Hal böyle olunca 6111 sayılı Yasa’dan yararlanmak için en geç 31/05/2011 tarihine kadar SGK.’na müracaat etmek veya 31/05/2011 tarihine kadar 6111 sayılı Yasa’dan yararlanmak için dava açmak gerektiğinin kabulü gerekir.
Ayrıca, HMK’nun 297. maddesi uyarınca taleplerden her biri hakkında verilen hükümle, taraflara yüklenen borç ve tanınan hakların, sıra numarası altında açık şüphe ve tereddüt uyandırmayacak şekilde karar yerinde gösterilmesi gereklidir.
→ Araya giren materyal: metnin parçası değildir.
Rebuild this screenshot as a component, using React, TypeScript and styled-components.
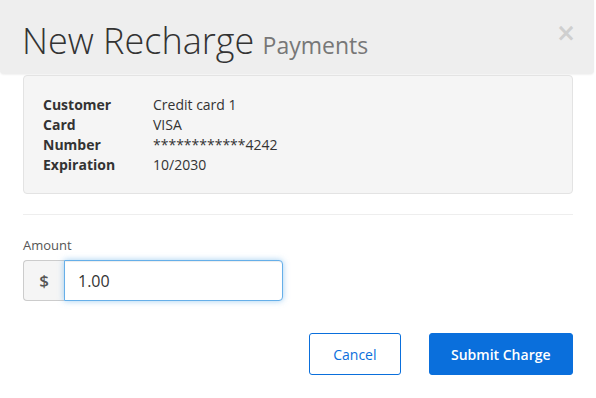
import React from "react";
import styled, { createGlobalStyle } from "styled-components";

const GlobalStyle = createGlobalStyle`
  html, body {
    margin: 0;
    padding: 0;
    background: #fff;
    font-family: "Open Sans", "Liberation Sans", sans-serif;
    color: #333;
  }
  * { box-sizing: border-box; }
`;

const Modal = styled.div`
  width: 594px;
  height: 398px;
  background: #fff;
`;

const Header = styled.div`
  height: 74px;
  background: #eeeeee;
  border-bottom-left-radius: 4px;
  border-bottom-right-radius: 4px;
  box-shadow: 0 1px 2px rgba(0, 0, 0, 0.06);
  display: flex;
  align-items: flex-start;
  justify-content: space-between;
  padding: 17px 22px 0 22px;
`;

const Title = styled.h1`
  margin: 0;
  font-size: 36px;
  font-weight: 300;
  line-height: 48px;
  color: #333;
  letter-spacing: 0;
`;

const Sub = styled.small`
  font-size: 23px;
  font-weight: 400;
  color: #777;
  margin-left: -1px;
`;

const Close = styled.span`
  font-size: 24px;
  font-weight: 700;
  color: #cfcfcf;
  line-height: 1;
  margin-top: 4px;
  margin-right: -4px;
  font-family: "DejaVu Sans", sans-serif;
`;

const Body = styled.div`
  padding: 1px 21px 0 23px;
`;

const Card = styled.div`
  background: #f5f5f5;
  border: 1px solid #e3e3e3;
  border-radius: 4px;
  padding: 19px 19px 18px 19px;
  display: grid;
  grid-template-columns: 110px 1fr;
`;

const Label = styled.div`
  font-size: 14px;
  font-weight: 700;
  line-height: 20px;
  color: #333;
`;

const Value = styled.div`
  font-size: 14px;
  line-height: 20px;
  color: #333;
`;

const Divider = styled.hr`
  border: 0;
  border-top: 1px solid #eee;
  margin: 20px 0 0 0;
`;

const Field = styled.div`
  margin-top: 21px;
`;

const FieldLabel = styled.label`
  display: block;
  font-size: 13px;
  color: #555;
  line-height: 18px;
  margin-bottom: 6px;
`;

const InputGroup = styled.div`
  display: flex;
  width: 260px;
  height: 41px;
`;

const Addon = styled.span`
  width: 41px;
  display: flex;
  align-items: center;
  justify-content: center;
  background: #f5f5f5;
  border: 1px solid #ccc;
  border-right: 0;
  border-radius: 4px 0 0 4px;
  font-size: 17px;
  font-weight: 600;
  color: #555;
`;

const Input = styled.input`
  flex: 1;
  min-width: 0;
  border: 1px solid #66afe9;
  border-radius: 0 4px 4px 0;
  box-shadow: inset 0 1px 1px rgba(0, 0, 0, 0.075), 0 0 6px rgba(102, 175, 233, 0.6);
  padding: 0 13px;
  font-family: "Open Sans", "Liberation Sans", sans-serif;
  font-size: 16px;
  color: #333;
  outline: none;
`;

const Footer = styled.div`
  display: flex;
  justify-content: flex-end;
  gap: 28px;
  margin-top: 32px;
`;

const Button = styled.button<{ $primary?: boolean }>`
  height: 42px;
  padding: 0 ${(p) => (p.$primary ? "21.5px" : "23px")};
  border-radius: 3px;
  font-family: "Open Sans", "Liberation Sans", sans-serif;
  font-size: 14px;
  font-weight: ${(p) => (p.$primary ? 600 : 400)};
  border: 1px solid #0a6fdc;
  background: ${(p) => (p.$primary ? "#0a6fdc" : "#fff")};
  color: ${(p) => (p.$primary ? "#fff" : "#0a6fdc")};
  cursor: pointer;
`;

const rows: [string, string][] = [
  ["Customer", "Credit card 1"],
  ["Card", "VISA"],
  ["Number", "************4242"],
  ["Expiration", "10/2030"],
];

export default function App() {
  return (
    <>
      <GlobalStyle />
      <Modal>
        <Header>
          <Title>
            New Recharge <Sub>Payments</Sub>
          </Title>
          <Close>×</Close>
        </Header>
        <Body>
          <Card>
            {rows.map(([k, v]) => (
              <React.Fragment key={k}>
                <Label>{k}</Label>
                <Value>{v}</Value>
              </React.Fragment>
            ))}
          </Card>
          <Divider />
          <Field>
            <FieldLabel>Amount</FieldLabel>
            <InputGroup>
              <Addon>$</Addon>
              <Input defaultValue="1.00" />
            </InputGroup>
          </Field>
          <Footer>
            <Button>Cancel</Button>
            <Button $primary>Submit Charge</Button>
          </Footer>
        </Body>
      </Modal>
    </>
  );
}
Bunun yanında hakim somut olayın özelliğine göre infazda duraksamaya yer bırakmayacak biçimde karar yazmak durumundadır.
Somut olayda, davacının 16/04/2011 tarihinden itibaren 2926 sayılı Yasa kapsamında Tarım Bağ-Kur sigortalısı olarak tescil kaydının bulunduğu, teslim ettiği ürün bedellerinden 16/04/1997 tarihinde prim kesintisi yapıldığı anlaşılmasına rağmen, bu tarihten sonra prim kesintisi veya ürün teslimi bulunup bulunmadığı araştırılmadan, bunlara ilişkin belgeler getirtilmeden, davacının süresinde 6111 sayılı Yasadan yararlanma talebi bulunup bulunmadığı davalı Kurumdan sorulmadan yazılı şekilde hüküm kurulması hatalı olmuştur.
Yapılacak iş, davacının 16/04/1997 tarihinden sonra ürün teslimi veya prim kesintisi bulunup bulunmadığını araştırarak, bunlara ilişkin belgeleri getirtmek, bu tarihten sonra prim kesintisi veya ürün teslimi bulunmaması halinde davacının 01/05/1997-31/12/1997 tarihleri arasında Tarım Bağ-Kur sigortalısı olduğunun tespitine karar vermek, bulunması halinde ise, yukarıda anlatılan ilkeler ışığında davacının Tarım Bağ-Kur sigortalısı olduğu süreleri tespit etmek ve davacının süresinde 6111 sayılı Yasadan yararlanma başvurusu bulunup bulunmadığı davalı Kurumdan sorularak sonucuna göre infazda tereddüt yaratmayacak şekilde hüküm kurmaktan ibarettir.
O halde, davalının bu yönleri amaçlayan temyiz itirazları kabul edilmeli ve hüküm bozulmalıdır.
SONUÇ:Hükmün yukarıda açıklanan nedenlerle BOZULMASINA, 01/04/2014 gününde oybirliğiyle karar verildi.